Question Video: Finding the Magnitude of Gravitational Force Between Two Objects Given Their Masses and the Distance Between Them Physics • 9th Grade

The figure shows two large rocks in outer space. Each rock has a mass of 480 kg. What is the magnitude of the gravitational force between the two rocks? Use a value of 6.67 × 10⁻¹¹ m³/kg⋅s² for the universal gravitational constant. Give your answer in scientific notation to two decimal places. The grid lines on the grid are spaced 1 m apart.

03:57

Video Transcript

The figure shows two large rocks in outer space. Each rock has a mass of 480 kilograms. What is the magnitude of the gravitational force between the two rocks? Use a value of 6.67 times 10 to the minus 11 meters cubed over kilogram-second squared for the universal gravitational constant. Give your answer in scientific notation to two decimal places. The grid lines on the grid are spaced one meter apart.

On the diagram, we can see our two rocks. And we’re told they’re in outer space, which means we can assume there is nothing else nearby that has mass. And so the only gravitational force that we need to consider is that due to the two rocks acting on each other. We’re also told that each rock has a mass of 480 kilograms. So, we can label these two masses 𝑚 one and 𝑚 two, and they are both 480 kilograms.

We’re asked to find the magnitude of the gravitational force.

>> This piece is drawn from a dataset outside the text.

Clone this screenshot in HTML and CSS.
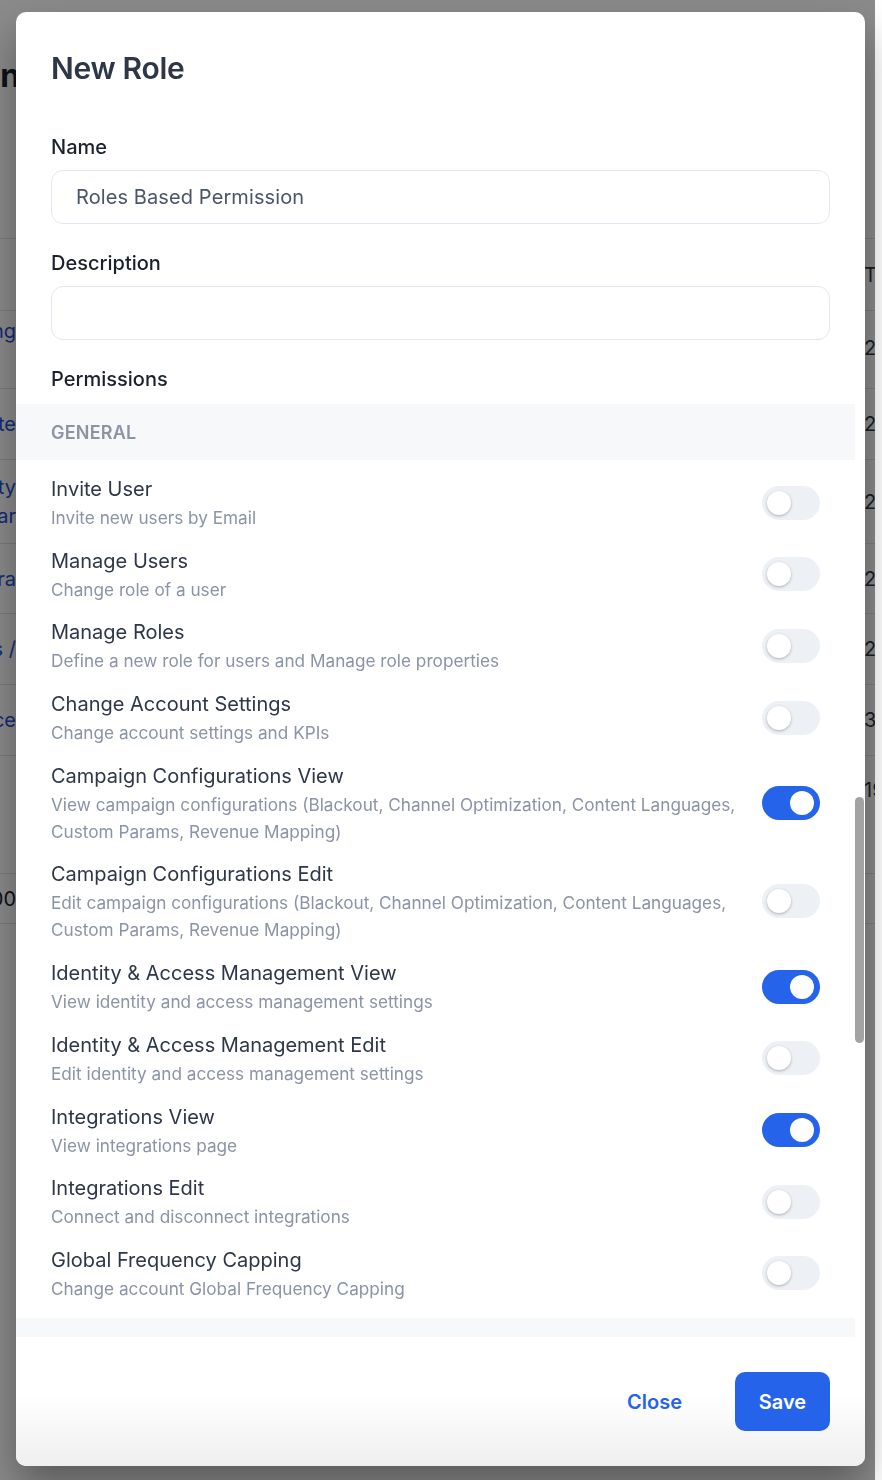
FILE: index.html
```html
<!DOCTYPE html>
<html lang="en">
<head>
<meta charset="utf-8">
<title>New Role</title>
<link rel="stylesheet" href="styles.css">
</head>
<body>
<div class="page">
  <div class="page-top"></div>
  <h1 class="page-title">Admin</h1>
  <div class="table">
    <div class="trow thead"><div class="lcell"></div><div class="mid"></div><div class="rcell">Total</div></div>
    <div class="trow r78"><div class="lcell link">Targeting</div><div class="mid"></div><div class="rcell">2551</div></div>
    <div class="trow r71"><div class="lcell link">Delete</div><div class="mid"></div><div class="rcell">2512</div></div>
    <div class="trow r84"><div class="lcell link two">Quality<br>Solar</div><div class="mid"></div><div class="rcell">2019</div></div>
    <div class="trow r70"><div class="lcell link">Camera</div><div class="mid"></div><div class="rcell">2021</div></div>
    <div class="trow r71"><div class="lcell link">Reports /</div><div class="mid"></div><div class="rcell">2533</div></div>
    <div class="trow r71"><div class="lcell link">Finance</div><div class="mid"></div><div class="rcell">3,421</div></div>
    <div class="trow r118"><div class="lcell"></div><div class="mid"></div><div class="rcell">19</div></div>
    <div class="trow r50"><div class="lcell plain">100</div><div class="mid"></div><div class="rcell"></div></div>
    <div class="trow r47"><div class="lcell"></div><div class="mid"></div><div class="rcell"></div></div>
  </div>
</div>

<div class="overlay">
  <div class="modal">
    <div class="modal-body">
      <div class="head">
        <h2 class="modal-title">New Role</h2>
        <label class="field-label">Name</label>
        <div class="input">Roles Based Permission</div>
        <label class="field-label">Description</label>
        <div class="input"></div>
        <div class="field-label perm-label">Permissions</div>
      </div>

      <div class="section-band">GENERAL</div>

      <div class="perm-list">
        <div class="perm">
          <div class="perm-text"><div class="perm-title">Invite User</div><div class="perm-desc">Invite new users by Email</div></div>
          <span class="toggle"><span class="knob"></span></span>
        </div>
        <div class="perm">
          <div class="perm-text"><div class="perm-title">Manage Users</div><div class="perm-desc">Change role of a user</div></div>
          <span class="toggle"><span class="knob"></span></span>
        </div>
        <div class="perm">
          <div class="perm-text"><div class="perm-title">Manage Roles</div><div class="perm-desc">Define a new role for users and Manage role properties</div></div>
          <span class="toggle"><span class="knob"></span></span>
        </div>
        <div class="perm">
          <div class="perm-text"><div class="perm-title">Change Account Settings</div><div class="perm-desc">Change account settings and KPIs</div></div>
          <span class="toggle"><span class="knob"></span></span>
        </div>
        <div class="perm">
          <div class="perm-text"><div class="perm-title">Campaign Configurations View</div><div class="perm-desc">View campaign configurations (Blackout, Channel Optimization, Content Languages, Custom Params, Revenue Mapping)</div></div>
          <span class="toggle on"><span class="knob"></span></span>
        </div>
        <div class="perm">
          <div class="perm-text"><div class="perm-title">Campaign Configurations Edit</div><div class="perm-desc">Edit campaign configurations (Blackout, Channel Optimization, Content Languages, Custom Params, Revenue Mapping)</div></div>
          <span class="toggle"><span class="knob"></span></span>
        </div>
        <div class="perm">
          <div class="perm-text"><div class="perm-title">Identity &amp; Access Management View</div><div class="perm-desc">View identity and access management settings</div></div>
          <span class="toggle on"><span class="knob"></span></span>
        </div>
        <div class="perm">
          <div class="perm-text"><div class="perm-title">Identity &amp; Access Management Edit</div><div class="perm-desc">Edit identity and access management settings</div></div>
          <span class="toggle"><span class="knob"></span></span>
        </div>
        <div class="perm">
          <div class="perm-text"><div class="perm-title">Integrations View</div><div class="perm-desc">View integrations page</div></div>
          <span class="toggle on"><span class="knob"></span></span>
        </div>
        <div class="perm">
          <div class="perm-text"><div class="perm-title">Integrations Edit</div><div class="perm-desc">Connect and disconnect integrations</div></div>
          <span class="toggle"><span class="knob"></span></span>
        </div>
        <div class="perm">
          <div class="perm-text"><div class="perm-title">Global Frequency Capping</div><div class="perm-desc">Change account Global Frequency Capping</div></div>
          <span class="toggle"><span class="knob"></span></span>
        </div>
      </div>

      <div class="section-band"></div>
    </div>
    <div class="scroll-thumb"></div>
    <div class="modal-footer">
      <button class="btn-close">Close</button>
      <button class="btn-save">Save</button>
    </div>
  </div>
</div>
</body>
</html>
```

FILE: styles.css
```css
html, body {
  margin: 0;
  padding: 0;
  background: #ffffff;
}

body {
  font-family: Inter, "Liberation Sans", sans-serif;
  width: 882px;
  height: 1480px;
  overflow: hidden;
}

/* ---------- underlying page ---------- */
.page {
  width: 875px;
  height: 1480px;
  background: #ffffff;
  overflow: hidden;
}

.page-top {
  height: 12px;
}

.page-title {
  margin: 44px 0 0 -81px;
  font-size: 32px;
  font-weight: 700;
  color: #1a202c;
  line-height: 40px;
  height: 182px;
}

.table {
  display: flex;
  flex-direction: column;
}

.trow {
  display: grid;
  grid-template-columns: 16px 848px 11px;
  border-top: 1px solid #dfe3e8;
  font-size: 20px;
  color: #2d3748;
}

.thead { height: 71px; align-items: center; }
.r78 { height: 77px; align-items: start; }
.r78 .lcell, .r78 .rcell { padding-top: 8px; }
.r78 .rcell { padding-top: 25px; }
.r71 { height: 70px; align-items: center; }
.r70 { height: 69px; align-items: center; }
.r84 { height: 83px; align-items: center; }
.r118 { height: 117px; align-items: start; }
.r118 .rcell { padding-top: 22px; }
.r50 { height: 49px; align-items: center; }
.r47 { height: 46px; }

.lcell {
  display: flex;
  justify-content: flex-end;
  overflow: hidden;
  white-space: nowrap;
}

.lcell.two {
  line-height: 29px;
  text-align: right;
}

.link { color: #1e4fd6; }
.plain { color: #1a202c; }

.rcell {
  overflow: hidden;
  white-space: nowrap;
}

/* ---------- overlay & modal ---------- */
.overlay {
  position: fixed;
  top: 0;
  left: 0;
  width: 875px;
  height: 1480px;
  background: rgba(0, 0, 0, 0.46);
  box-sizing: border-box;
  padding: 12px 10px 14px 16px;
}

.modal {
  position: relative;
  width: 849px;
  height: 1454px;
  background: #ffffff;
  border-radius: 10px;
  display: flex;
  flex-direction: column;
  overflow: hidden;
  box-shadow: 0 20px 40px rgba(0, 0, 0, 0.35);
}

.modal-body {
  flex: 1;
  overflow: hidden;
  margin-right: 10px;
}

.head {
  padding: 38px 25px 0 35px;
  display: flex;
  flex-direction: column;
}

.modal-title {
  margin: 0;
  font-size: 30px;
  line-height: 36px;
  font-weight: 600;
  color: #2d3748;
  letter-spacing: -0.3px;
}

.field-label {
  display: block;
  font-size: 20px;
  line-height: 28px;
  font-weight: 500;
  color: #1a202c;
  margin-top: 25px;
  margin-bottom: 9px;
}

.modal-title + .field-label {
  margin-top: 47px;
}

.perm-label {
  margin-bottom: 11px;
}

.input {
  height: 54px;
  box-sizing: border-box;
  border: 1px solid #e2e8f0;
  border-radius: 12px;
  padding: 0 24px;
  display: flex;
  align-items: center;
  font-size: 20px;
  color: #4a5568;
  letter-spacing: 0.1px;
}

.section-band {
  height: 56px;
  background: #f7f8fa;
  display: flex;
  align-items: center;
  padding-left: 35px;
  font-size: 18px;
  font-weight: 600;
  color: #8a94a6;
  letter-spacing: 0.2px;
}

.perm-list {
  display: flex;
  flex-direction: column;
  gap: 14.7px;
  padding: 14px 35px 16px 35px;
}

.perm {
  display: flex;
  align-items: center;
  gap: 16px;
}

.perm-text {
  flex: 1;
}

.perm-title {
  font-size: 20px;
  line-height: 30px;
  color: #2d3748;
}

.perm-desc {
  font-size: 17.2px;
  line-height: 27px;
  color: #8a94a6;
}

.toggle {
  flex: none;
  position: relative;
  width: 58px;
  height: 34px;
  border-radius: 17px;
  background: #edf0f4;
}

.toggle .knob {
  position: absolute;
  top: 5px;
  left: 5px;
  width: 24px;
  height: 24px;
  border-radius: 50%;
  background: #ffffff;
  box-shadow: 0 1px 3px rgba(0, 0, 0, 0.28);
}

.toggle.on {
  background: #2563eb;
}

.toggle.on .knob {
  left: 28px;
  box-shadow: none;
}

.scroll-thumb {
  position: absolute;
  right: 1px;
  top: 785px;
  width: 9px;
  height: 246px;
  border-radius: 5px;
  background: #a3a3a3;
}

.modal-footer {
  height: 129px;
  flex: none;
  display: flex;
  align-items: center;
  justify-content: flex-end;
  gap: 29px;
  padding-right: 35px;
  background: linear-gradient(#ffffff 45%, #efefef 100%);
}

.btn-close,
.btn-save {
  font-family: Inter, "Liberation Sans", sans-serif;
  font-size: 20px;
  font-weight: 600;
  border: none;
  cursor: pointer;
  height: 59px;
  border-radius: 10px;
}

.btn-close {
  background: transparent;
  color: #2563eb;
  padding: 0 24px;
}

.btn-save {
  background: #2563eb;
  color: #ffffff;
  width: 95px;
}
```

So, we need to recall that the gravitational force 𝐹 is equal to the universal gravitational constant 𝐺 times the mass of object one 𝑚 one times the mass of object two 𝑚 two divided by the distance between their centers of mass 𝑑 squared. We’re given 𝐺, which is the universal gravitational constant of 6.67 times 10 to the minus 11 meters cubed over kilogram-second squared. And we know that 𝑚 one and 𝑚 two are both 480 kilograms. So, we just need to work out the distance 𝑑 between their centers of mass.

Looking at the diagram, we can see that the distance between the centers of mass is one square to the right and three squares upwards. So, we need to find the length of this side 𝑑, which we can do using Pythagoras’s theorem. Given a right-angled triangle with sides of one meter and three meters, we know from Pythagoras’s theorem that 𝑑 squared is equal to one squared plus three squared, or 𝑑 is equal to the square root of one squared plus three squared. Now, one squared is one and three squared is equal to nine. So, 𝑑 is equal to the square root of 10. And we were told that each one of these grid squares was one meter, so this distance will be the square root of 10 meters. Now, keep in mind that we’re going to square 𝑑. So it’s easiest to keep it in this form as a square root rather than evaluating it as a decimal.

So, substituting numbers into this equation, we have that the gravitational force 𝐹 is equal to 6.67 times 10 to the minus 11, which is the universal gravitational constant 𝐺, times 480, which is mass one, times another 480, which is mass two, times the square root of 10, which is the distance 𝑑, squared. And the square root of 10 squared is, of course, 10. And evaluating these numbers, we get 0.000001537.

That’s not an easy number to read, which is why we’re asked to give this in scientific notation, which means as a number between one and 10 times 10 to some power. We do that by moving our decimal point one, two, three, four, five, six places, which gives us 1.537 times 10 to the minus six. And we’re asked for two decimal places, so that will round up to 1.54 times 10 to the minus six. Then, we need to make sure we’ve used SI units everywhere. So, we have our gravitational constant in meters cubed over kilogram-second squared. The two masses are both in kilograms, and our distance was in meters, which means the units of force will be newtons.

So, the magnitude of the gravitational force between the two rocks is 1.54 times 10 to the minus six newtons.